The MCAD's application of the MMLA to male employees is contrary to the terms of the statute, which plainly states that eligible female employees are entitled to maternity leave, but does not mention male employees or paternity leave. In addition, the MCAD's new interpretation of the MMLA contradicts the agency's own guidelines, which remain posted on its website and state that "[t]he MMLA, by its terms, provides maternity leave to female employees only. This means that the MCAD is unable to take jurisdiction over claims in which male employees are seeking eight weeks of unpaid paternity leave." The MCAD has stated that its guidelines are currently under review and will be revised to reflect its new interpretation that male employees are eligible to receive MMLA benefits.
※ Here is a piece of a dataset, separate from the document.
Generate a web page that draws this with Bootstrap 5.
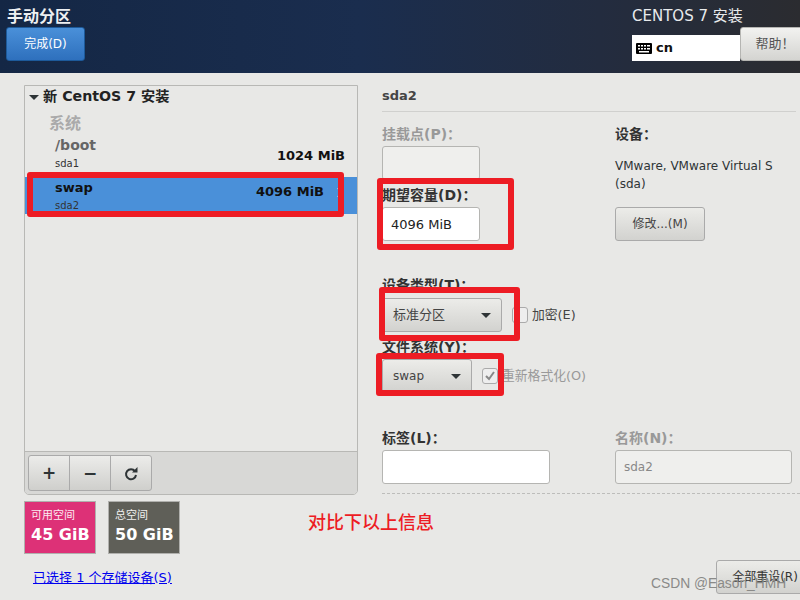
<!DOCTYPE html>
<html lang="zh">
<head>
<meta charset="utf-8">
<title>手动分区</title>
<link href="https://cdn.jsdelivr.net/npm/bootstrap@5.3.0/dist/css/bootstrap.min.css" rel="stylesheet">
<style>
html,body{width:800px;height:600px;overflow:hidden;margin:0}
body{background:#e8e8e6;font-family:"DejaVu Sans","Noto Sans CJK SC",sans-serif;font-size:12px;color:#2e3436;line-height:20px}
.stage{position:relative;width:800px;height:600px;overflow:hidden}
.top-bar{height:73px;background:linear-gradient(90deg,#142745 0%,#1a2d4e 45%,#232c3f 75%,#2b2c30 100%);color:#fff;padding:0 0 0 6px}
.top-title{font-size:16px;font-weight:700;line-height:18px;padding-top:8px;height:26px;margin-left:1px;color:#eef0f2}
.done-btn{width:79px;height:34px;margin-top:1px;padding:0;font-size:12px;color:#fff;border:1px solid #1d5a9a;border-radius:3px;background:linear-gradient(#4a90d9,#2e70bd)}
.done-btn:hover,.done-btn:active{color:#fff}
.top-right{width:168px}
.os-name{font-size:15px;line-height:18px;padding-top:7px;height:25px;color:#e8eaec;white-space:nowrap}
.lang-row{margin-top:2px;height:35px}
.lang-box{width:108px;height:26px;margin-top:8px;background:#fff;color:#111;font-weight:700;font-size:13px;padding:0 0 0 4px;flex:none;line-height:26px}
.help-btn{width:70px;height:34px;flex:none;padding:0;margin:0;font-size:13px;color:#555;border:1px solid #b5b5b2;border-radius:3px;background:linear-gradient(#f2f2f0,#d4d4d1)}
.main-area{padding:12px 0 0 24px}
.left-pane{width:334px;flex:none}
.tree{height:410px;border:1px solid #b8b8b5;border-radius:0 0 5px 5px;background:#e8e8e6}
.tree-head{font-size:14.2px;font-weight:700;color:#222;height:22px;line-height:21px;padding-left:4px;white-space:nowrap}
.tri{display:inline-block;width:0;height:0;border-left:5px solid transparent;border-right:5px solid transparent;border-top:5px solid #2e3436;vertical-align:middle}
.group-name{font-size:16px;font-weight:700;color:#aaa;padding-left:24px;line-height:20px;margin-top:6px}
.part-row{padding:0 12px 0 30px}
.part-row.first{height:44px;padding-top:2px}
.part-row.active-row{height:37px;background:#4a90d9;padding:1px 13px 0 30px;margin-top:-1px}
.part-name{font-size:14px;font-weight:700;line-height:18px;color:#666}
.active-row .part-name{color:#111;font-size:13px;line-height:20px}
.part-dev{font-size:10px;line-height:15px;margin-top:2px;color:#333}
.active-row .part-dev{margin-top:0}
.part-size{font-size:13px;font-weight:700;color:#111;margin-top:11px;line-height:18px;margin-left:auto}
.active-row .part-size{margin-top:5px}
.row-arrow{margin:9px 0 0 13px;flex:none}
.tool-row{height:43px;background:#d8d8d6;border-top:1px solid #b8b8b5;padding:3px;border-radius:0 0 4px 4px}
.tool-btn{width:42px;height:36px;padding:0;border:1px solid #aaa;border-radius:0;background:linear-gradient(#ececea,#cfcfcc);font-size:17px;font-weight:700;color:#2e3436;line-height:1}
.tool-btn:first-child{border-radius:3px 0 0 3px}
.tool-btn:last-child{border-radius:0 3px 3px 0}
.tile-row{margin-top:6px}
.space-tile{width:72px;height:53px;border:1px solid #b0b0ad;color:#fff;padding:7px 6px 0}
.tile-free{background:#dd3177}
.tile-total{background:#5f5f58;margin-left:12px}
.tile-label{font-size:11px;line-height:14px;opacity:.9}
.tile-value{font-size:16px;font-weight:700;line-height:24px;white-space:nowrap}
.dev-link{margin-top:14px;padding-left:9px;height:20px;font-size:13px;white-space:nowrap}
.dev-link a{color:#00e}
.right-pane{width:418px;flex:none;margin-left:24px}
.sec-title{height:27px;font-size:13px;font-weight:700;color:#444;line-height:22px;border-bottom:1px solid #d0d0ce;margin-right:4px}
.col-one{width:233px;flex:none}
.fld-label{font-weight:700;font-size:14px;height:20px;line-height:20px;color:#333;white-space:nowrap}
.fld-label.off{color:#999}
.fld-first{margin-top:12px}
.fld{height:34px;border:1px solid #b5b5b2;border-radius:3px;background:#fff;padding:0 8px;font-size:13px;color:#222;box-shadow:none}
.fld.w98{width:98px}
.fld.off{background:#efefed;color:#888;font-size:12px}
.fld:disabled{background:#efefed}
.combo{height:34px;border:1px solid #aaa;border-radius:3px;background:linear-gradient(#ecece9,#d2d2cf);padding:0 10px;color:#444;display:flex;align-items:center;justify-content:space-between}
.combo:hover{background:linear-gradient(#ecece9,#d2d2cf);color:#444;border-color:#aaa}
.combo-wide{width:120px;font-size:13px}
.combo-small{width:90px;font-size:12px}
.tick{width:16px;height:16px;flex:none;border:1px solid #aaa;border-radius:3px;background:#eee;margin:0 4px 0 10px;display:inline-flex;align-items:center;justify-content:center}
.tick-label{color:#444;font-size:12.8px;white-space:nowrap}
.tick-label.off{color:#999}
.plain-btn{height:34px;border:1px solid #aaa;border-radius:3px;background:linear-gradient(#ecece9,#d2d2cf);font-size:12px;color:#444;padding:0}
.dash-line{border-top:1px dashed #bdbdbb;height:0;margin-top:9px}
.reset-btn{width:98px;margin-top:66px;margin-right:-14px;color:#333;white-space:nowrap}
.stack-2{margin-top:2px}.stack-3{margin-top:3px}.stack-5{margin-top:5px}.stack-34{margin-top:34px}.stack-35{margin-top:35px}
.label-input{width:168px}
.dev-text{margin-top:13px;line-height:18px}
.change-btn{width:90px;margin-top:14px}
.name-label{margin-top:187px}
.name-input{width:177px}
.mark-red{position:absolute;border:6px solid #ed1c24;border-radius:3px;pointer-events:none}
.mark-row{left:27px;top:172px;width:317px;height:45px}
.mark-size{left:377px;top:178px;width:137px;height:72px}
.mark-type{left:379px;top:287px;width:141px;height:54px}
.mark-fs{left:376px;top:353px;width:128px;height:43px}
.note-red{position:absolute;left:308px;top:512px;color:#ed1c24;font-family:"Liberation Serif","Noto Sans CJK SC",serif;font-weight:500;font-size:18px;line-height:22px;white-space:nowrap}
.wm{position:absolute;left:651px;top:575px;color:#8a8a88;font-family:"Liberation Sans",sans-serif;font-size:13.8px;line-height:18px;white-space:nowrap}
</style>
</head>
<body>
<div class="stage">
  <header class="top-bar d-flex justify-content-between">
    <div>
      <div class="top-title">手动分区</div>
      <button class="btn done-btn" type="button">完成(D)</button>
    </div>
    <div class="top-right">
      <div class="os-name">CENTOS 7 安装</div>
      <div class="d-flex lang-row">
        <div class="lang-box d-flex align-items-center gap-1">
          <svg width="16" height="11" viewBox="0 0 16 11"><rect width="16" height="11" rx="1" fill="#000"/><g fill="#fff"><rect x="2" y="2" width="2" height="1.5"/><rect x="5" y="2" width="2" height="1.5"/><rect x="8" y="2" width="2" height="1.5"/><rect x="11" y="2" width="3" height="1.5"/><rect x="2" y="5" width="2" height="1.5"/><rect x="5" y="5" width="2" height="1.5"/><rect x="8" y="5" width="2" height="1.5"/><rect x="11" y="5" width="3" height="1.5"/><rect x="3" y="8" width="10" height="1.5"/></g></svg>
          <span>cn</span>
        </div>
        <button class="btn help-btn" type="button">帮助！</button>
      </div>
    </div>
  </header>

  <main class="main-area d-flex">
    <section class="left-pane">
      <div class="tree d-flex flex-column">
        <div class="tree-head"><span class="tri me-1"></span>新 CentOS 7 安装</div>
        <div class="flex-grow-1">
          <div class="group-name">系统</div>
          <div class="part-row first d-flex">
            <div><div class="part-name">/boot</div><div class="part-dev">sda1</div></div>
            <div class="part-size">1024 MiB</div>
          </div>
          <div class="part-row active-row d-flex">
            <div><div class="part-name">swap</div><div class="part-dev">sda2</div></div>
            <div class="part-size">4096 MiB</div>
            <svg class="row-arrow" width="7" height="11" viewBox="0 0 7 11"><path d="M1 1l5 4.5L1 10" fill="none" stroke="#fff" stroke-width="2"/></svg>
          </div>
        </div>
        <div class="tool-row d-flex">
          <div class="btn-group">
            <button class="btn tool-btn" type="button">+</button>
            <button class="btn tool-btn" type="button">−</button>
            <button class="btn tool-btn" type="button" aria-label="刷新">
              <svg width="14" height="14" viewBox="0 0 14 14"><path d="M11 4.2A5 5 0 1 0 12 8" fill="none" stroke="#2e3436" stroke-width="2"/><path d="M8 5.5h5.5V0z" fill="#2e3436"/></svg>
            </button>
          </div>
        </div>
      </div>
      <div class="d-flex tile-row">
        <div class="space-tile tile-free"><div class="tile-label">可用空间</div><div class="tile-value">45 GiB</div></div>
        <div class="space-tile tile-total"><div class="tile-label">总空间</div><div class="tile-value">50 GiB</div></div>
      </div>
      <div class="dev-link"><a href="#">已选择 1 个存储设备(S)</a></div>
    </section>

    <section class="right-pane">
      <div class="sec-title">sda2</div>
      <div class="d-flex">
        <div class="col-one">
          <div class="fld-label off fld-first">挂载点(P)：</div>
          <div class="fld w98 off stack-2"></div>
          <div class="fld-label stack-5">期望容量(D)：</div>
          <input class="form-control fld w98 stack-2" value="4096 MiB" aria-label="期望容量">
          <div class="fld-label stack-34">设备类型(T)：</div>
          <div class="d-flex align-items-center stack-3">
            <button class="btn combo combo-wide" type="button"><span>标准分区</span><span class="tri"></span></button>
            <span class="tick"></span><span class="tick-label">加密(E)</span>
          </div>
          <div class="fld-label stack-5">文件系统(Y)：</div>
          <div class="d-flex align-items-center stack-2">
            <button class="btn combo combo-small" type="button"><span>swap</span><span class="tri"></span></button>
            <span class="tick"><svg width="12" height="12" viewBox="0 0 12 12"><path d="M2 6l3 3 5-7" fill="none" stroke="#888" stroke-width="2"/></svg></span><span class="tick-label off">重新格式化(O)</span>
          </div>
          <div class="fld-label stack-35">标签(L)：</div>
          <input class="form-control fld label-input stack-2" aria-label="标签">
        </div>
        <div class="flex-grow-1">
          <div class="fld-label fld-first">设备：</div>
          <div class="dev-text">VMware, VMware Virtual S<br>(sda)</div>
          <button class="btn plain-btn change-btn" type="button">修改...(M)</button>
          <div class="fld-label off name-label">名称(N)：</div>
          <input class="form-control fld off name-input stack-2" value="sda2" disabled aria-label="名称">
        </div>
      </div>
      <div class="dash-line"></div>
      <div class="d-flex justify-content-end">
        <button class="btn plain-btn reset-btn" type="button">全部重设(R)</button>
      </div>
    </section>
  </main>

  <div class="mark-red mark-row"></div>
  <div class="mark-red mark-size"></div>
  <div class="mark-red mark-type"></div>
  <div class="mark-red mark-fs"></div>
  <div class="note-red">对比下以上信息</div>
  <div class="wm">CSDN @Eason_HMH</div>
</div>
</body>
</html>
The Commissioner explained that the MCAD's decision to reinterpret the law was made after it permitted a man to pursue an MMLA claim against his employer in late 2007. The Commissioner also cited recent legislative and judicial developments as grounds for the MCAD's new approach--namely the Supreme Judicial Court's decision in Goodridge v. Department of Public Health to legalize same sex marriage and the amendment of the MMLA to expand leave to employees who adopt. No Massachusetts court, however, has applied the MMLA to a male employee.

Based upon the Commissioner's statements, male employees are now eligible for up to eight weeks of unpaid parental leave so long as the employee (1) has completed an initial probationary period or has been employed for three consecutive months as a full-time employee; (2) requests parental leave in connection with the birth or adoption of a child; and (3) gives two weeks notice of the date of his departure and indicates an intent to return. Massachusetts employers covered by the MMLA (those with six or more employees) should review their policies and practices to ensure compliance with the MCAD's new interpretation of the statute.